Snapdragon 8 Gen 1 SoC rumored to have efficiency, thermal issues

The three most anticipated mobile chipsets of 2022 – Snapdragon 8 Gen 1, Exynos 2200, and Dimensity 9000 may not be that great in performance and efficiency gains after all. Yes, we saw the strange leak of Exynos 2200 falling a bit short as compared to its predecessor’s evolutionary gains, and now Snapdragon 8 Gen 1 seems to be headed the same way if tipster Golden Reviewer is to be believed. That said, it is juxtaposed with the benchmarking duel between Dimensity 9000 and Snapdragon 8 Gen 1 suggesting the former is in fact better than the latter!

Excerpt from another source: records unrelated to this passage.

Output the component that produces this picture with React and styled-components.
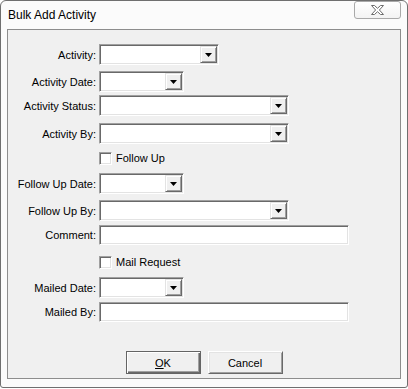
import React from "react";
import styled, { createGlobalStyle, css } from "styled-components";

const GlobalStyle = createGlobalStyle`
  html, body { margin: 0; padding: 0; background: #ffffff; }
  body { font-family: "Liberation Sans", Arial, sans-serif; }
  * { box-sizing: border-box; }
`;

const Window = styled.div`
  width: 408px;
  height: 388px;
  border: 1px solid #6f6f6f;
  border-radius: 6px 6px 3px 3px;
  background: #fbfbfb;
  display: flex;
  flex-direction: column;
  padding: 0 6px 8px 6px;
`;

const TitleBar = styled.div`
  height: 28px;
  display: flex;
  justify-content: space-between;
  align-items: flex-start;
`;

const Title = styled.div`
  padding: 6px 0 0 1px;
  font-size: 12px;
  line-height: 16px;
  color: #000;
`;

const CloseButton = styled.div`
  width: 47px;
  height: 18px;
  border: 1px solid #a9a9a9;
  border-radius: 3px;
  background: linear-gradient(#ffffff, #f3f3f3);
  display: flex;
  align-items: center;
  justify-content: center;
`;

const Panel = styled.div`
  flex: 1;
  border: 1px solid #8d8d8d;
  background: #f0f0f0;
  display: flex;
  flex-direction: column;
  font-size: 11px;
  color: #000;
`;

const Row = styled.div`
  display: grid;
  grid-template-columns: 88px auto;
  column-gap: 3px;
  align-items: center;
  height: ${(p) => p.$h}px;
  margin-top: ${(p) => p.$mt}px;
`;

const Label = styled.div`
  text-align: right;
  white-space: nowrap;
  line-height: 14px;
`;

const sunken = css`
  background: #fff;
  border: 1px solid;
  border-color: #a0a0a0 #ffffff #ffffff #a0a0a0;
  box-shadow: inset 1px 1px #696969, inset -1px -1px #e3e3e3;
`;

const Combo = styled.div`
  ${sunken};
  width: ${(p) => p.$w}px;
  height: 21px;
  padding: 1px;
  display: flex;
  justify-content: flex-end;
`;

const DropButton = styled.div`
  width: 17px;
  height: 100%;
  background: #f0f0f0;
  border: 1px solid;
  border-color: #e3e3e3 #696969 #696969 #e3e3e3;
  box-shadow: inset 1px 1px #ffffff, inset -1px -1px #a0a0a0;
  display: flex;
  align-items: center;
  justify-content: center;
`;

const TextBox = styled.div`
  ${sunken};
  width: ${(p) => p.$w}px;
  height: 20px;
`;

const CheckWrap = styled.label`
  display: flex;
  align-items: center;
  gap: 4px;
  line-height: 13px;
`;

const CheckBox = styled.span`
  ${sunken};
  display: inline-block;
  width: 13px;
  height: 13px;
`;

const ButtonRow = styled.div`
  display: flex;
  justify-content: center;
  gap: 7px;
  margin-top: 29px;
`;

const Button = styled.div`
  width: 75px;
  height: 23px;
  background: #f0f0f0;
  display: flex;
  align-items: center;
  justify-content: center;
  font-size: 11px;
  color: #000;
  border: 1px solid;
  ${(p) =>
    p.$default
      ? css`
          border-color: #646464;
          box-shadow: inset 1px 1px #ffffff, inset -1px -1px #696969,
            inset -2px -2px #a0a0a0;
        `
      : css`
          border-color: #ffffff #696969 #696969 #ffffff;
          box-shadow: inset 1px 1px #e3e3e3, inset -1px -1px #a0a0a0;
        `}
`;

const Arrow = () => (
  <svg width="7" height="4" viewBox="0 0 7 4">
    <polygon points="0,0 7,0 3.5,4" fill="#000" />
  </svg>
);

const CloseGlyph = () => (
  <svg width="15" height="12" viewBox="0 0 15 12">
    <path
      d="M1.5 1.5 H4.5 L7.5 4.3 L10.5 1.5 H13.5 L9.4 6 L13.5 10.5 H10.5 L7.5 7.7 L4.5 10.5 H1.5 L5.6 6 Z"
      fill="#ffffff"
      stroke="#6c6c6c"
      strokeWidth="1"
      strokeLinejoin="round"
    />
  </svg>
);

const ComboRow = ({ label, w, mt }) => (
  <Row $h={21} $mt={mt}>
    <Label>{label}</Label>
    <Combo $w={w}>
      <DropButton>
        <Arrow />
      </DropButton>
    </Combo>
  </Row>
);

const TextRow = ({ label, w, mt }) => (
  <Row $h={20} $mt={mt}>
    <Label>{label}</Label>
    <TextBox $w={w} />
  </Row>
);

const CheckRow = ({ label, mt }) => (
  <Row $h={13} $mt={mt}>
    <span />
    <CheckWrap>
      <CheckBox />
      {label}
    </CheckWrap>
  </Row>
);

export default function App() {
  return (
    <>
      <GlobalStyle />
      <Window>
        <TitleBar>
          <Title>Bulk Add Activity</Title>
          <CloseButton>
            <CloseGlyph />
          </CloseButton>
        </TitleBar>
        <Panel>
          <ComboRow label="Activity:" w={120} mt={14} />
          <ComboRow label="Activity Date:" w={85} mt={6} />
          <ComboRow label="Activity Status:" w={190} mt={3} />
          <ComboRow label="Activity By:" w={190} mt={7} />
          <CheckRow label="Follow Up" mt={8} />
          <ComboRow label="Follow Up Date:" w={85} mt={8} />
          <ComboRow label="Follow Up By:" w={190} mt={6} />
          <TextRow label="Comment:" w={250} mt={4} />
          <CheckRow label="Mail Request" mt={11} />
          <ComboRow label="Mailed Date:" w={85} mt={8} />
          <TextRow label="Mailed By:" w={250} mt={4} />
          <ButtonRow>
            <Button $default>
              <span>
                <u>O</u>K
              </span>
            </Button>
            <Button>Cancel</Button>
          </ButtonRow>
        </Panel>
      </Window>
    </>
  );
}
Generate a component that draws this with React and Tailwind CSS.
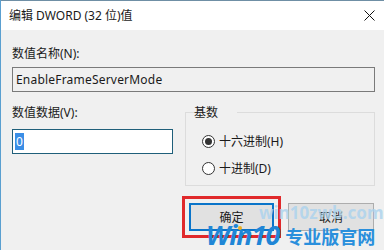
import React from "react";

const font = { fontFamily: '"Noto Sans", "Noto Sans CJK SC", sans-serif' };

const Radio = ({ checked, label }) => (
  <div className="flex items-center h-[17px]">
    <span className="w-[13px] h-[13px] rounded-full border border-[#333] bg-white flex items-center justify-center">
      {checked && <span className="w-[7px] h-[7px] rounded-full bg-[#333]" />}
    </span>
    <span className="ml-[4px] text-[12px] leading-[17px] text-[#1a1a1a]">{label}</span>
  </div>
);

export default function App() {
  return (
    <div
      className="relative w-[384px] h-[250px] overflow-hidden bg-[#f0f0f0] border-l border-[#5a9fd0] text-[#1a1a1a]"
      style={font}
    >
      {/* title bar */}
      <div className="h-[30px] bg-white border-t border-[#6f8fa5] flex items-center justify-between pl-[8px] pr-[9px]">
        <span className="text-[12px] leading-[17px]">编辑 DWORD (32 位)值</span>
        <svg width="11" height="11" viewBox="0 0 11 11">
          <path d="M0.5 0.5 L10.5 10.5 M10.5 0.5 L0.5 10.5" stroke="#111" strokeWidth="1" />
        </svg>
      </div>

      <div className="pl-[11px] pr-[9px] pt-[15px]">
        <div className="text-[12px] leading-[17px]">数值名称(N):</div>
        <div className="mt-[5px] h-[25px] border border-[#7a7a7a] flex items-center pl-[3px] text-[12px] tracking-[0.2px]">
          EnableFrameServerMode
        </div>

        <div className="flex mt-[12px]">
          <div className="w-[162px]">
            <div className="text-[12px] leading-[17px]">数值数据(V):</div>
            <div className="mt-[8px] h-[25px] w-[161px] border border-[#1f5f7a] bg-white flex items-center pl-[2px]">
              <span className="bg-[#3a8ee6] text-white text-[12px] leading-[17px] px-[1px]">0</span>
            </div>
          </div>
          <fieldset className="ml-[11px] w-[190px] h-[82px] border border-[#dcdcdc] pl-[16px]">
            <legend className="ml-[5px] px-[3px] -translate-x-[16px] text-[12px] leading-[17px]">基数</legend>
            <div className="mt-[12px] flex flex-col gap-[10px]">
              <Radio checked label="十六进制(H)" />
              <Radio label="十进制(D)" />
            </div>
          </fieldset>
        </div>

        <div className="flex justify-end mt-[17px] gap-[8px] pr-[1px]">
          <div className="border-[3px] border-[#e0292b] p-[4px] -m-[7px] mr-[-1px]">
            <button className="w-[85px] h-[28px] bg-[#e1e1e1] border-2 border-[#0a74c9] text-[12px] leading-[17px]">
              确定
            </button>
          </div>
          <button className="w-[86px] h-[28px] bg-[#e1e1e1] border border-[#adadad] text-[12px] leading-[17px]">
            取消
          </button>
        </div>
      </div>

      {/* watermark */}
      <span className="absolute left-[237px] top-[226px] w-[4px] h-[4px] rounded-full bg-[#f0b020]" />
      <span className="absolute left-[258px] top-[203px] text-[17px] font-bold leading-[20px] text-[#a9d2ee]/80">
        win10zwb.com
      </span>
      <div className="absolute left-[205px] top-[220px] flex items-end">
        <span className="text-[27px] font-bold italic leading-[30px] text-[#1f86d6] tracking-[-1px]">Win10</span>
        <span className="ml-[6px] text-[18px] font-bold leading-[26px] text-[#2a8fdc]">专业版官网</span>
      </div>
    </div>
  );
}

All the three chipsets are based on the 4nm node process and Qualcomm being the industry leader is under more pressure to deliver this year since MediaTek is coming in strong. Thermals seem to be the major issue on all these chipsets and the latest test of Snapdragon 8 Gen 1 SoC on the Motorola Edge X30 doesn’t spell much good news for Qualcomm.

As per Golden Reviewer, the flagship chipset has very obvious efficiency, sustained performance, and heating issues. One can say, Motorola might not have implemented the SoC optimally or there might be underlying problems with the tested chipset, but at the end of the day, that’s just a lame excuse.

The in-depth tests tweeted by the tipster show that the Cortex A510 cores used in the Snapdragon 8 Gen 1 are 15 percent more powerful than the A55 cores on the Snapdragon 888. But on the flip side, it is 33 percent less efficient; a very bad trade-off, if we might put it mildly.

Cortex X2 super core also doesn’t excite much as the power consumption is going to be 70 percent more and the A710 mid-core is not much better when compared to the A78 GPU. On top of it, all the thermal management for the Snapdragon 8 Gen 1 has taken a hit as compared to Snapdragon 888.

On the brighter side of things, these are just tests run a device that we don’t know much about, and in real-world settings, Qualcomm might tweak things just right to get things back on track. If, however, the pattern of these unverified benchmark tests follows to the finally released SoC running on an optimized mobile device, it will be utterly disappointing!